Через два месяца после того как семья Фридман переехала в Израиль и обосновалась в небольшом городке Зихрон-Яаков, центре израильского виноделия, окруженном живописными виноградниками на склонах холмов, Соломон Фридман и Эля поженились.
Улыбка Фортуны не переросла в усмешку: русские эмигранты на земле обетованной прожили счастливую жизнь. Соседи, жившие в таких же, как и у них, маленьких аккуратных домиках с типичными для городка лужайками и подстриженными газонами, ни разу не были свидетелями ссор и скандалов четы Фридман.
Соломон по утрам целовал жену у калитки, садился в малолитражный «Бьюик» и уезжал в расположенную неподалеку клинику приводить в порядок зубы соотечественников. А Эля в резиновых перчатках по локоть и с садовыми ножницами наперевес целыми днями выравнивала, рассаживала, подстригала зеленые насаждения вокруг своего семейного гнезда. Несколько раз в году они выбирались отпраздновать какие-то свои события в лучший городской ресторан, летом паковали чемоданы и уезжали отдыхать на Мертвое море – вот, пожалуй, и все, что знали о них соседи и что могла рассказать сама Двойра Абрамовна, с умилением наблюдавшая за счастьем сына.
Так прошло двадцать с лишним лет. Годы почти незаметно сдули волосы с головы постаревшего и располневшего Соломона, иссушили кожу и обволокли жирком некогда стройную фигуру Эли… И однажды утром вездесущая мадам Шлитке, давно потерявшая было интерес к своим спокойным соседям, вдруг не увидела машины Фридманов у калитки. Вместо нее там стояло авто известного в округе доктора из другой, не стоматологической, клиники, расположенной по соседству.

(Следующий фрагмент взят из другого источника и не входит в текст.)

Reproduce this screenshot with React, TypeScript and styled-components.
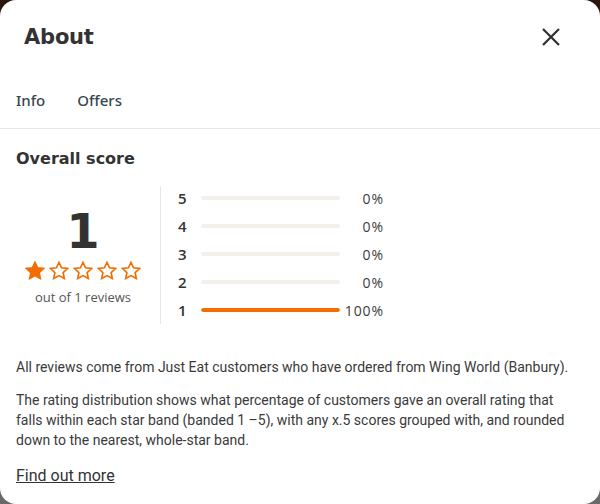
import styled, { createGlobalStyle } from 'styled-components'

const GlobalStyle = createGlobalStyle`
  html, body {
    margin: 0;
    padding: 0;
    background: linear-gradient(#2a160a 0%, #4a3a30 50%, #6a6a6a 100%);
  }
  * {
    box-sizing: border-box;
  }
`

interface Band {
  star: number
  percent: number
}

const bands: Band[] = [
  { star: 5, percent: 0 },
  { star: 4, percent: 0 },
  { star: 3, percent: 0 },
  { star: 2, percent: 0 },
  { star: 1, percent: 100 },
]

const Star = ({ filled }: { filled: boolean }) => (
  <svg width="20" height="19" viewBox="0 0 24 23">
    <path
      d="M12 1.6l3.1 6.6 7.2.9-5.3 5 1.4 7.1L12 17.7l-6.4 3.5 1.4-7.1-5.3-5 7.2-.9z"
      fill={filled ? '#f36d00' : 'none'}
      stroke="#f36d00"
      strokeWidth="2"
    />
  </svg>
)

const App = () => {
  return (
    <>
      <GlobalStyle />
      <Modal>
        <Header>
          <Title>About</Title>
          <CloseButton aria-label="Close">
            <svg width="20" height="20" viewBox="0 0 20 20">
              <path d="M2 2L18 18M18 2L2 18" stroke="#2f2f2f" strokeWidth="2.2" />
            </svg>
          </CloseButton>
        </Header>
        <Tabs>
          <Tab>Info</Tab>
          <Tab>Offers</Tab>
        </Tabs>
        <Content>
          <SectionTitle>Overall score</SectionTitle>
          <Score>
            <Summary>
              <BigNumber>1</BigNumber>
              <Stars>
                {[1, 2, 3, 4, 5].map((n) => (
                  <Star key={n} filled={n <= 1} />
                ))}
              </Stars>
              <ReviewCount>out of 1 reviews</ReviewCount>
            </Summary>
            <Bands>
              {bands.map((band) => (
                <BandRow key={band.star}>
                  <BandLabel>{band.star}</BandLabel>
                  <Track>
                    <Fill style={{ width: `${band.percent}%` }} />
                  </Track>
                  <Percent>{band.percent}%</Percent>
                </BandRow>
              ))}
            </Bands>
          </Score>
          <Text>
            All reviews come from Just Eat customers who have ordered from Wing
            World (Banbury).
          </Text>
          <Text>
            The rating distribution shows what percentage of customers gave an
            overall rating that falls within each star band (banded 1 –5), with
            any x.5 scores grouped with, and rounded down to the nearest,
            whole-star band.
          </Text>
          <Link href="#">Find out more</Link>
        </Content>
      </Modal>
    </>
  )
}

const Modal = styled.div`
  width: 600px;
  height: 504px;
  background: #fff;
  border-radius: 16px;
  overflow: hidden;
  font-family: 'Roboto', sans-serif;
  color: #333;
`

const Header = styled.div`
  display: flex;
  align-items: center;
  justify-content: space-between;
  height: 74px;
  padding: 0 39px 0 24px;
`

const Title = styled.h1`
  margin: 0;
  font-family: 'DejaVu Sans', sans-serif;
  font-weight: 700;
  font-size: 21px;
  letter-spacing: -0.2px;
  color: #333;
`

const CloseButton = styled.button`
  display: flex;
  border: 0;
  background: none;
  padding: 0;
  cursor: pointer;
`

const Tabs = styled.div`
  display: flex;
  gap: 32px;
  height: 55px;
  padding: 0 16px 3px;
  align-items: center;
  border-bottom: 1px solid #e6e6e6;
`

const Tab = styled.div`
  font-family: 'Noto Sans', sans-serif;
  font-weight: 500;
  font-size: 15px;
  color: #37474f;
`

const Content = styled.div`
  padding: 19px 24px 0 16px;
`

const SectionTitle = styled.h2`
  margin: 0;
  font-family: 'DejaVu Sans', sans-serif;
  font-weight: 700;
  font-size: 16px;
  line-height: 22px;
  color: #333;
`

const Score = styled.div`
  display: flex;
  margin-top: 16px;
`

const Summary = styled.div`
  width: 145px;
  display: flex;
  flex-direction: column;
  align-items: center;
  justify-content: center;
  border-right: 1px solid #e6e6e6;
  padding: 2px 10px 0 0;
`

const BigNumber = styled.div`
  font-family: 'DejaVu Sans', sans-serif;
  font-weight: 700;
  font-size: 48px;
  line-height: 50px;
  color: #333;
`

const Stars = styled.div`
  display: flex;
  gap: 4px;
  margin-top: 5px;
`

const ReviewCount = styled.div`
  margin-top: 8px;
  font-family: 'Open Sans', sans-serif;
  font-size: 13px;
  color: #555;
`

const Bands = styled.div`
  display: flex;
  flex-direction: column;
  padding-left: 17px;
  margin-top: -2px;
`

const BandRow = styled.div`
  display: flex;
  align-items: center;
  height: 28px;
`

const BandLabel = styled.div`
  width: 23px;
  font-family: 'Open Sans', sans-serif;
  font-weight: 600;
  font-size: 15px;
  color: #333;
`

const Track = styled.div`
  width: 139px;
  height: 4px;
  border-radius: 2px;
  background: #f3f0eb;
  overflow: hidden;
`

const Fill = styled.div`
  height: 100%;
  border-radius: 2px;
  background: #f36d00;
`

const Percent = styled.div`
  width: 44px;
  text-align: right;
  font-family: 'Open Sans', sans-serif;
  font-size: 14px;
  letter-spacing: 0.9px;
  color: #3c3c3c;
`

const Text = styled.p`
  margin: 33px 0 0;
  font-size: 14px;
  line-height: 20px;
  color: #3a3a3a;

  & + & {
    margin-top: 13px;
  }
`

const Link = styled.a`
  display: inline-block;
  margin-top: 16px;
  font-size: 16px;
  color: #333;
  text-decoration: underline;
`

export default App
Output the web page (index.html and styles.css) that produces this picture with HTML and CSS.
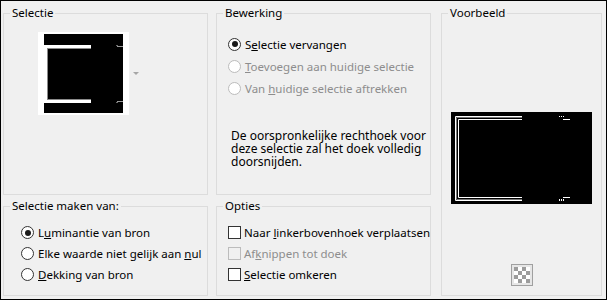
FILE: index.html
```html
<!DOCTYPE html>
<html lang="nl">
<head>
    <meta charset="UTF-8">
    <title>Selectie uit masker</title>
    <link rel="stylesheet" href="styles.css">
</head>
<body>
    <div class="window">
        <fieldset class="group selectie">
            <legend>Selectie</legend>
            <div class="source">
                <svg class="thumb" width="91" height="83" viewBox="0 0 91 83">
                    <rect x="0" y="0" width="91" height="83" fill="#fff"/>
                    <rect x="6" y="2" width="79" height="79" fill="#000"/>
                    <rect x="6" y="13" width="47" height="3" fill="#fff"/>
                    <rect x="9" y="16" width="44" height="1" fill="#8a8a8a"/>
                    <rect x="6" y="68" width="47" height="3" fill="#fff"/>
                    <rect x="9" y="67" width="44" height="1" fill="#8a8a8a"/>
                    <rect x="6" y="13" width="3" height="58" fill="#fff"/>
                    <rect x="9" y="16" width="1" height="52" fill="#8a8a8a"/>
                    <rect x="79" y="14" width="6" height="1" fill="#9a9a9a"/>
                    <rect x="78" y="13" width="2" height="1" fill="#6a6a6a"/>
                    <rect x="79" y="69" width="6" height="1" fill="#9a9a9a"/>
                    <rect x="78" y="70" width="2" height="1" fill="#6a6a6a"/>
                </svg>
                <span class="drop-arrow"></span>
            </div>
        </fieldset>

        <fieldset class="group bewerking">
            <legend>Bewerking</legend>
            <label class="option"><span class="radio checked"></span><span>S<u>e</u>lectie vervangen</span></label>
            <label class="option disabled"><span class="radio"></span><span><u>T</u>oevoegen aan huidige selectie</span></label>
            <label class="option disabled"><span class="radio"></span><span>Van <u>h</u>uidige selectie aftrekken</span></label>
            <p class="note">De oorspronkelijke rechthoek voor<br>deze selectie zal het doek volledig<br>doorsnijden.</p>
        </fieldset>

        <fieldset class="group voorbeeld">
            <legend>Voorbeeld</legend>
            <svg class="preview" width="141" height="92" viewBox="0 0 141 92">
                <rect x="0" y="0" width="141" height="92" fill="#000"/>
                <g fill="none" stroke-width="1">
                    <path d="M71 4.5H4.5V88.5H71" stroke="#fff"/>
                    <path d="M71 5.5H5.5V87.5H71" stroke="#777"/>
                    <path d="M71 7.5H7.5V85.5H71" stroke="#fff"/>
                </g>
                <g fill="#fff">
                    <rect x="108" y="4" width="1" height="1"/>
                    <rect x="110" y="4" width="1" height="1"/>
                    <rect x="112" y="4" width="1" height="1"/>
                    <rect x="112" y="7" width="1" height="1"/>
                    <rect x="113" y="7" width="6" height="1"/>
                    <rect x="113" y="85" width="6" height="1"/>
                    <rect x="112" y="85" width="1" height="1"/>
                    <rect x="108" y="87" width="1" height="2"/>
                    <rect x="110" y="87" width="1" height="2"/>
                    <rect x="112" y="87" width="1" height="2"/>
                </g>
            </svg>
            <svg class="checker" width="22" height="22" viewBox="0 0 22 22">
                <rect x="0.5" y="0.5" width="21" height="21" fill="#e6e6e6" stroke="#a0a0a0"/>
                <rect x="3" y="3" width="16" height="16" fill="#fff"/>
                <g fill="#9c9c9c">
                    <rect x="3" y="3" width="4" height="4"/>
                    <rect x="11" y="3" width="4" height="4"/>
                    <rect x="7" y="7" width="4" height="4"/>
                    <rect x="15" y="7" width="4" height="4"/>
                    <rect x="3" y="11" width="4" height="4"/>
                    <rect x="11" y="11" width="4" height="4"/>
                    <rect x="7" y="15" width="4" height="4"/>
                    <rect x="15" y="15" width="4" height="4"/>
                </g>
            </svg>
        </fieldset>

        <fieldset class="group maken">
            <legend>Selectie maken van:</legend>
            <label class="option"><span class="radio checked"></span><span>L<u>u</u>minantie van bron</span></label>
            <label class="option"><span class="radio"></span><span>Elke waarde niet gelijk aan <u>n</u>ul</span></label>
            <label class="option"><span class="radio"></span><span><u>D</u>ekking van bron</span></label>
        </fieldset>

        <fieldset class="group opties">
            <legend>Opties</legend>
            <label class="option"><span class="check"></span><span>Naar <u>l</u>inkerbovenhoek verplaatsen</span></label>
            <label class="option disabled"><span class="check"></span><span>Af<u>k</u>nippen tot doek</span></label>
            <label class="option"><span class="check"></span><span><u>S</u>electie omkeren</span></label>
        </fieldset>
    </div>
</body>
</html>
```

FILE: styles.css
```css
body {
    margin: 0;
    font-family: "Noto Sans", "DejaVu Sans", sans-serif;
    font-size: 11.5px;
    color: #000;
}
.window {
    box-sizing: border-box;
    width: 607px;
    height: 300px;
    border: 1px solid #000;
    background: #f0f0f0;
    padding: 5px 0 0 2px;
    display: grid;
    grid-template-columns: 205px 215px 163px;
    grid-template-rows: 189px 97px;
    column-gap: 8px;
    row-gap: 4px;
}
.group {
    margin: 0;
    padding: 0;
    min-width: 0;
    border: 1px solid #dcdcdc;
    display: flex;
    flex-direction: column;
}
.group legend {
    margin-left: 6px;
    padding: 0 2px;
    line-height: 14px;
    height: 14px;
}
.voorbeeld {
    grid-column: 3;
    grid-row: 1 / span 2;
    margin-left: 2px;
    align-items: center;
}

/* source thumbnail */
.source {
    display: flex;
    align-items: center;
    padding: 12px 0 0 34px;
}
.thumb { display: block; }
.drop-arrow {
    margin-left: 4px;
    width: 0;
    height: 0;
    border-left: 3px solid transparent;
    border-right: 3px solid transparent;
    border-top: 3px solid #a6a6a6;
}

/* radio / check rows */
.option {
    display: flex;
    align-items: center;
    height: 22px;
    white-space: nowrap;
}
.option.disabled { color: #8d8d8d; }
.radio, .check {
    box-sizing: border-box;
    width: 13px;
    height: 13px;
    margin-right: 4px;
    flex: none;
    background: #fff;
    border: 1px solid #333;
}
.radio {
    border-radius: 50%;
    position: relative;
}
.radio.checked::after {
    content: "";
    position: absolute;
    left: 2.5px;
    top: 2.5px;
    width: 6px;
    height: 6px;
    border-radius: 50%;
    background: #1a1a1a;
}
.check { margin-right: 3px; }
.disabled .radio, .disabled .check {
    border-color: #bcbcbc;
}
.disabled .check { background: #f0f0f0; }

.bewerking { padding: 13px 0 0 11px; }
.bewerking legend { margin-left: -5px; }
.note {
    margin: 30px 0 0 3px;
    font-size: 12px;
    line-height: 13px;
}

.maken { padding: 9px 0 0 17px; }
.maken legend { margin-left: -11px; }
.maken .option, .opties .option { height: 21px; }
.opties { padding: 9px 0 0 11px; }
.opties legend { margin-left: -5px; }

.preview { margin-top: 92px; display: block; }
.checker { margin-top: auto; margin-bottom: 9px; display: block; }
```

Через полчаса на крыльце дома показался и сам доктор – он мягко отнимал у Соломона свою шляпу, а сосед мадам Шлитке с посеревшим лицом все пытался что-то выспросить у эскулапа, вцепившись одной рукой в его шляпу, а другой – в полу щегольского коричневого пальто. В конце концов доктор вырвал у хозяина свой головной убор и, твердо выговорив Фридману несколько слов, сбежал со ступенек.
Через полчаса все та же мадам Шлитке могла наблюдать, как у дома показалась другая машина, на этот раз с красным крестом на боку; ее прибытия Фридманы уже ожидали. Соломон, суетясь и мешаясь под ногами у санитаров, подсадил в автомобиль жену – мадам Шлитке впервые видела Элю настолько неопрятно одетой, в незастегнутом пеньюаре, шлепанцах на босу ногу и с не заколотыми волосами, – сам сел рядом, санитары захлопнули дверцы, и Фридманы уехали в больницу, из которой полтора месяца спустя домой вернулся один только Соломон.
– Эля умерла от рака желудка, – сказала нам Двойра Абрамовна, и видно было, что эти воспоминания причиняют ей настоящую боль. – Болезнь открылась внезапно, как стало потом известно, Эля периодически чувствовала какую-то резь, неудобство, но думала, что это просто спазмы, и не жаловалась, и ни к кому не обращалась. А потом – потом было уже поздно…
Полтора месяца наблюдений за мучениями жены (перед смертью она весила всего тридцать семь килограммов) сделали Соломона Фридмана совершенной развалиной. Мадам Шлитке, вновь воспылавшая страстью ко всему происходящему за соседним забором, не успевала дивиться в свой бинокль, как некогда бодрый сосед, возвращаясь в опустевший дом, подволакивает ногу и то и дело останавливается, бессмысленно уставясь пустым взглядом впереди себя. Он перестал ездить на работу, перестал следить за собой, перестал заказывать продукты на дом и настолько редко показывался за пределами своего дома, что в иные дни мадам Шлитке, закатывая глаза, трагическим шепотом вносила соседям предложения о вызове специальной похоронной бригады.